L’abondante correspondance du musicien laisse parfois apparaître, à la fin de sa vie, les doutes qui aliment la réflexion du compositeur sur ses techniques de composition : « Pour une mesure à peu près libre, il y en a vingt qui étouffent sous le poids d’une sourde tradition, dont malgré mes efforts, je reconnais tout de même l’influence hypocrite et lâche. Remarquez qu’il importe peu que cette tradition m’appartienne en propre… c’est tout aussi décevant, car c’est se retrouver sous des masques divers. » (Claude Debussy, 2005, p. 1472-1473). Debussy semble concevoir la composition comme une tentative de réinvention radicale de la musique à chaque œuvre. À ses yeux, cette tentative est vouée à l’échec, tant les formules musicales préfabriquées, qui proviennent de ses œuvres ou de celles d’autres compositeurs, encombrent ses habitudes de composition. Cette représentation de l’acte créateur typiquement romantique élimine des discours de compositeur toute manifestation de l’imitation de modèles. La spécificité de l’étude de la transformation des modèles de composition dans la musique du XIXe siècle et du début du XXe siècle repose sur le camouflage des modèles, bien plus souvent cachés que revendiqués. C’est sur ces présupposés théoriques et biographiques que l’on peut examiner à nouveaux frais le processus de réélaboration des opérateurs de la modernité dans les œuvres de la fin de la vie de Debussy.

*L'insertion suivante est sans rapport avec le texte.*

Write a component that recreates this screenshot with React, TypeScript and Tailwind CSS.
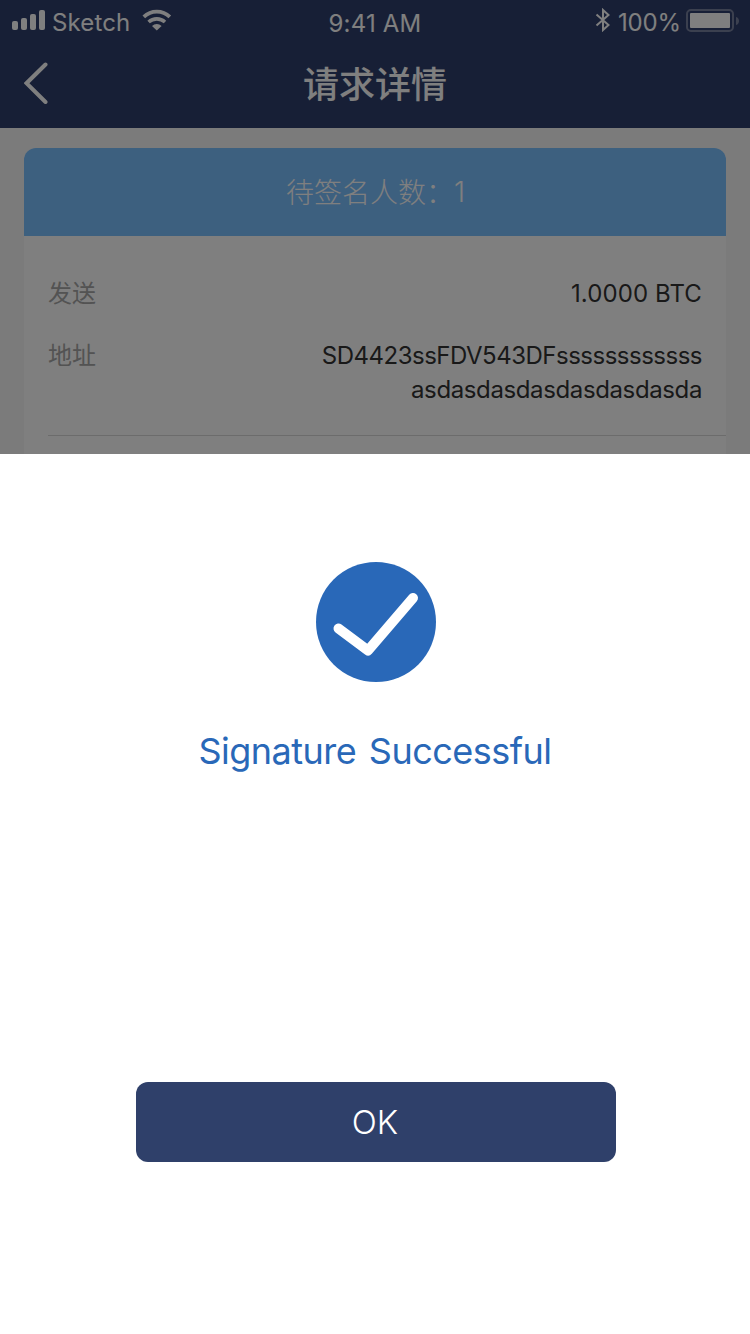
import React from "react";

const LATIN = "font-['Inter','Noto_Sans_CJK_SC',sans-serif]";
const CJK = "font-['Noto_Sans_CJK_SC',sans-serif]";

function StatusBar() {
  return (
    <div className={`flex h-10 items-start justify-between text-[24px] leading-[30px] text-white ${LATIN}`}>
      <div className="flex w-[250px] pl-3">
        <svg className="mt-[10px] h-5 w-[34px] shrink-0" viewBox="0 0 34 20" fill="currentColor">
          <rect x="0" y="11" width="6" height="9" rx="2" />
          <rect x="9" y="8" width="6" height="12" rx="2" />
          <rect x="18" y="4" width="6" height="16" rx="2" />
          <rect x="27" y="0" width="6" height="20" rx="2" />
        </svg>
        <span className="ml-[6px] mt-2 w-[78px] tracking-[0.15px]">Sketch</span>
        <svg className="ml-[12px] mt-[9px] h-[22px] w-[30px] shrink-0" viewBox="0 0 30 22" fill="none" stroke="currentColor">
          <path d="M1.8 7.8a18.8 18.8 0 0 1 26 0" strokeWidth="3.8" />
          <path d="M6.6 13a12.2 12.2 0 0 1 16.4 0" strokeWidth="3.6" />
          <path d="M10 16.9a7.1 7.1 0 0 1 9.6 0L14.8 21.5Z" fill="currentColor" stroke="none" />
        </svg>
      </div>
      <span className="mt-[9px] tracking-[0.2px]">9:41 AM</span>
      <div className="flex w-[250px] justify-end pr-[11px]">
        <svg className="mt-2 h-6 w-[15px] shrink-0" viewBox="0 0 15 24" fill="none" stroke="currentColor" strokeWidth="2">
          <path d="M1.5 6.5 13.5 17 8 22V2L13.5 7 1.5 17.5" />
        </svg>
        <span className="ml-[8px] mt-2 w-[62px] tracking-[-0.2px]">100%</span>
        <svg className="ml-[6px] mt-[9px] h-[23px] w-[53px] shrink-0" viewBox="0 0 53 23">
          <rect x="1" y="1" width="46" height="21" rx="4" fill="none" stroke="white" strokeOpacity="0.35" strokeWidth="2" />
          <rect x="4" y="4" width="40" height="15" rx="1" fill="white" />
          <path d="M50 8c4 1 4 7 0 8Z" fill="white" fillOpacity="0.35" />
        </svg>
      </div>
    </div>
  );
}

function TitleBar() {
  return (
    <div className="flex h-[88px] items-start pl-6">
      <svg className="mt-[22px] h-[42px] w-6 text-white" viewBox="0 0 24 42" fill="none" stroke="currentColor" strokeWidth="4" strokeLinecap="round">
        <path d="M21.5 2.5 2.5 21.2 21.5 40" />
      </svg>
      <h1 className={`mt-4 flex-1 pr-12 text-center text-[36px] font-medium leading-[52px] text-white ${CJK}`}>请求详情</h1>
    </div>
  );
}

function RequestCard() {
  return (
    <section className="mx-6 mt-5 h-[320px] overflow-hidden rounded-t-xl bg-white">
      <div className={`flex h-[88px] items-center justify-center bg-[#7ac0ff] pb-[2px] pl-px text-[28px] text-white ${CJK}`}>
        <span className="font-light">待签名人数：</span>
        <span className="pt-[2px] font-['Inter'] font-light">1</span>
      </div>
      <div className="ml-6 h-[200px] border-b border-[#d8d8d8] pr-6 pt-[39px]">
        <div className="flex justify-between leading-[34px]">
          <span className={`text-[24px] text-[#a6a6a6] ${CJK}`}>发送</span>
          <span className={`pt-[2px] text-[24px] tracking-[0.1px] text-[#333] ${LATIN}`}>1.0000 BTC</span>
        </div>
        <div className="mt-[26px] flex justify-between leading-[34px]">
          <span className={`text-[24px] text-[#a6a6a6] ${CJK}`}>地址</span>
          <span className={`pt-[2px] text-right text-[24px] tracking-[-0.5px] text-[#333] ${LATIN}`}>
            SD4423ssFDV543DFssssssssssss
            <br />
            <span className="tracking-[-0.38px]">asdasdasdasdasdasdasda</span>
          </span>
        </div>
      </div>
    </section>
  );
}

function SuccessSheet() {
  return (
    <section className="flex h-[880px] flex-col items-center bg-white pt-[108px]">
      <svg className="ml-[2px] h-[120px] w-[120px]" viewBox="0 0 120 120">
        <circle cx="60" cy="60" r="60" fill="#2968b8" />
        <path d="M22.5 66.5 52 88.5 97 36" fill="none" stroke="white" strokeWidth="10" strokeLinecap="round" strokeLinejoin="round" />
      </svg>
      <p className={`mt-[44px] text-[36px] leading-[50px] tracking-[-0.52px] text-[#2968b8] [word-spacing:3px] ${LATIN}`}>Signature Successful</p>
      <button className={`ml-[2px] mt-[306px] h-20 w-[480px] rounded-xl bg-[#2f406a] pr-[2px] pt-[2px] text-[33px] font-light text-white ${LATIN}`}>OK</button>
    </section>
  );
}

export default function App() {
  return (
    <main className="h-[1334px] w-[750px] overflow-hidden bg-white">
      <div className="relative h-[454px] overflow-hidden bg-[#f6f6f6]">
        <header className="h-32 bg-[#2f3e6c]">
          <StatusBar />
          <TitleBar />
        </header>
        <RequestCard />
        <div className="absolute inset-0 bg-black/50" />
      </div>
      <SuccessSheet />
    </main>
  );
}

Dans l’exemple que nous souhaiterions aborder, la « Sérénade » de la Sonate pour violoncelle et piano de Debussy, on ne peut faire l’économie de l’étude des figures musicales référant au champ extra-musical, sans passer à côté des techniques mises en jeu dans la réinvention de la musique et de ses codes modernes. L’analyse des esquisses de la Sonate pour violoncelle et piano conservées à Winterthur permet de mettre en lumière des transformations de modèles de composition (phrase classique, schémas harmoniques, etc.). Cependant, l’univers poétique dont s’entoure la musique de Debussy n’est pas un vague supplément d’âme, mais un élément essentiel à la compréhension du processus de composition. En effet, l’élaboration de nouveaux codes harmoniques, rythmiques, mélodiques, formels et instrumentaux va de pair avec l’invention de figures qui circulent dans l’œuvre debussyste : ainsi le processus de composition du deuxième mouvement de la Sonate pour violoncelle et piano ne peut être séparé des figures que l’on trouve dans la Boîte à joujoux, les Études pour piano, En blanc et noir, mais aussi le deuxième mouvement de la Sonate pour violon et piano. Loin du malentendu de « Pierrot fâché avec la lune », il s’agit alors, dans la perspective d’une investigation tant génétique qu’esthétique, de décrire des réseaux de figures musicales associées à un sens extra-musical, qui participent à la réinvention des codes de la modernité propres aux œuvres de la fin de la vie du compositeur.